Inhalt: Sammlung von Gedanken und Eindrücken.
Eindruck/Gedanken:
Der Autor Fernando Pessoa ist für seine Heteronyme bekannt – Personen, in deren Namen er schreibt und für die er Aussehen, Biographie und Persönlichkeit entwickelt hat. Wie Pessoa selbst schreibt, handelt es sich bei Bernardo Soares insofern um ein Halbheteronym, dass die Beiden die Persönlichkeit teilen, wobei Soares allerdings eine „Verstümmelung“ von Pessoa ist: „Soares ist ich, allerdings ohne mein Denkvermögen und ohne meine Emotionalität.“ Viele der Texte im Buch der Unruhe dürften also auf eigene Gedanken Pessoas zurückgehen, der sie in über 20 Jahren – zwischen 1913 und 1934 – geschrieben und gesammelt hat. Dabei konnte er das Buch zu Lebzeiten nicht mehr veröffentlichen, sodass das Werk eine Zusammenstellung von Editoren ist, die seine Notizen zu entschlüsseln und in eine sinnvolle Reihenfolge zu bringen versucht haben, die von der Intention des Autors abweichen mag.

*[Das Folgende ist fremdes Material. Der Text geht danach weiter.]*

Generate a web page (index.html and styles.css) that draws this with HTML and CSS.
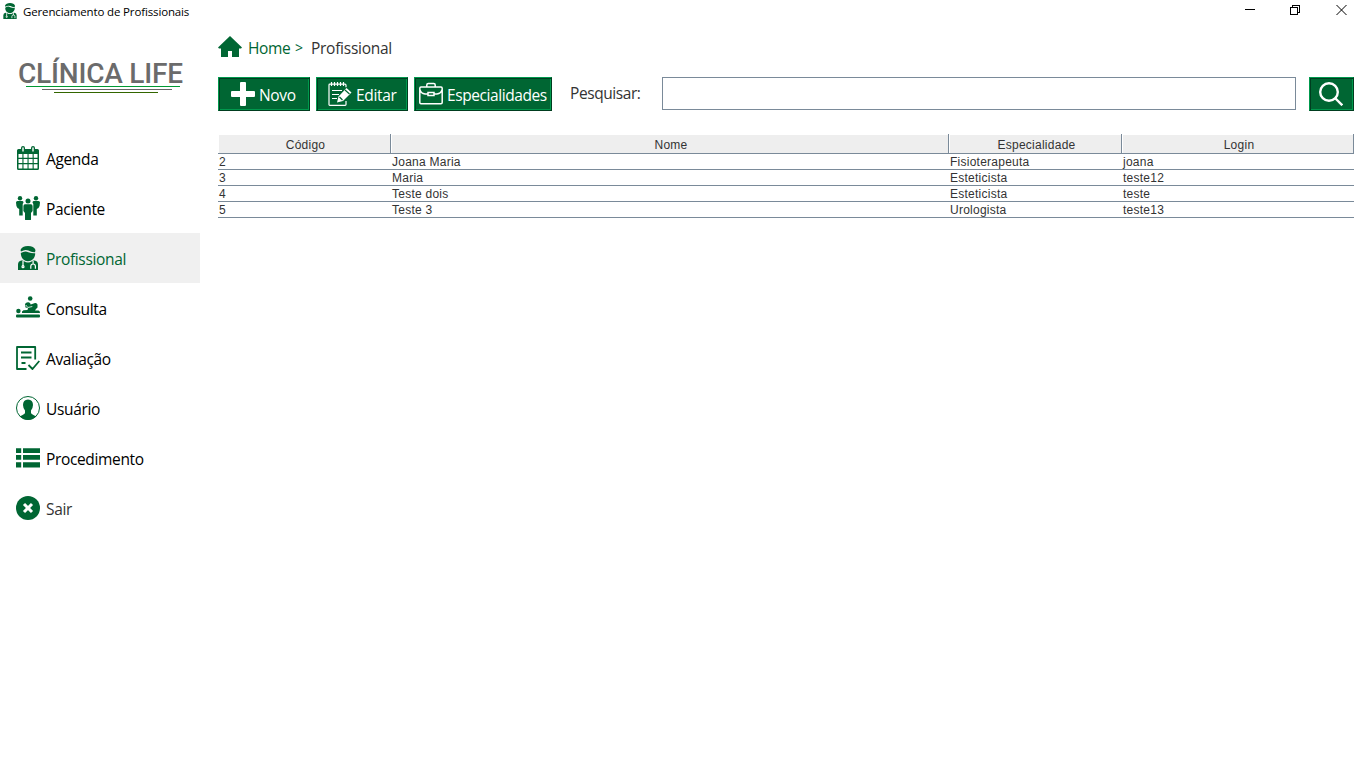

Pessoa war ein vielschichtiger Charakter, was sich auch an diesem Werk zeigt. Die Gedanken sind oft düster, melancholisch und traurig, oft philosophisch, manchmal abstrakt und gelegentlich konnte ich seine Einsichten nicht teilen. Seine expliziten Schilderungen von Gedanken zur Sexualität wirken bisweilen abstoßend und seltsam steril, was an der Unemotionalität der Figur liegen mag. Doch die meiste Zeit haben mich die Texte auf eine Art und Weise berührt und inspiriert, die schwer in Worte zu fassen ist. Es war, als spräche er mir aus der Seele, als würde ich die tiefgründigen Gedanken, die tief in mir schlummerten, aber bisher unausgesprochen geblieben waren, plötzlich in diesem Fremden wiederfinden. Träumerisch spricht er von der Fremdheit im Leben, der Unwirklichkeit allen äußeren Seins und der Wirklichkeit der Seele sowie der Einsamkeit als Chance und als Freiheit. Seine atmosphärischen Schilderungen der Umgebung untermalen die Stimmung dabei zauberhaft.
Die Liste der Zitate, die mich besonders inspiriert haben, ist fast 20 Seiten lang, weshalb ich sie an dieser Stelle nicht präsentiere und mit der Empfehlung verbleibe, dieses Buch unbedingt zu lesen, wer tiefsinnige Lektüre schätzt. Ich habe jedenfalls noch nie ein Buch gelesen, dass so intensiv zu mir gesprochen hat.